KARACHI: Pakistan has signed term sheets with 18 commercial banks for a 1.275 trillion Pakistani rupee ($4.50 billion) Islamic finance facility to help pay down mounting debt in its power sector, government officials said on Friday.

The government, which owns or controls much of the power infrastructure, is grappling with ballooning “circular debt”, unpaid bills and subsidies, that has choked the sector and weighed on the economy.

The liquidity crunch has disrupted supply, discouraged investment and added to fiscal pressure, making it a key focus under Pakistan’s $7 billion IMF program.

Finding funds to plug the gap has been a persistent challenge, with limited fiscal space and high-cost legacy debt making resolution efforts more difficult.

“Eighteen commercial banks will provide the loans through Islamic financing,” Khurram Schehzad, adviser to the finance minister, told Reuters.

The facility, structured under Islamic principles, is secured at a concessional rate of 3-month KIBOR, the benchmark rate banks use to price loans, minus 0.9 percent, a formula agreed on by the IMF.

“It will be repaid in 24 quarterly instalments over six years,” and will not add to public debt, Power Minister Awais Leghari said.

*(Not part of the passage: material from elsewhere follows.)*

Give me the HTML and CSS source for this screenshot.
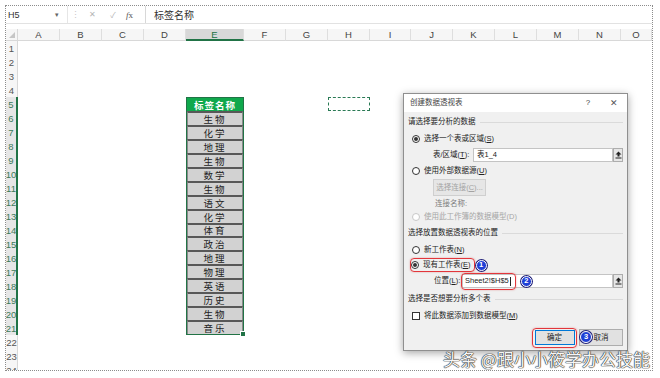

Existing liabilities carry higher costs, including late payment surcharges on Independent Power Producers of up to KIBOR plus 4.5 percent, and older loans ranging slightly above benchmark rates.

Meezan Bank, HBL, National Bank of Pakistan and UBL were among the banks participating in the deal.

The government expects to allocate 323 billion rupees annually to repay the loan, capped at 1.938 trillion rupees over six years.

The agreement also aligns with Pakistan’s target of eliminating interest-based banking by 2028, with Islamic finance now comprising about a quarter of total banking assets.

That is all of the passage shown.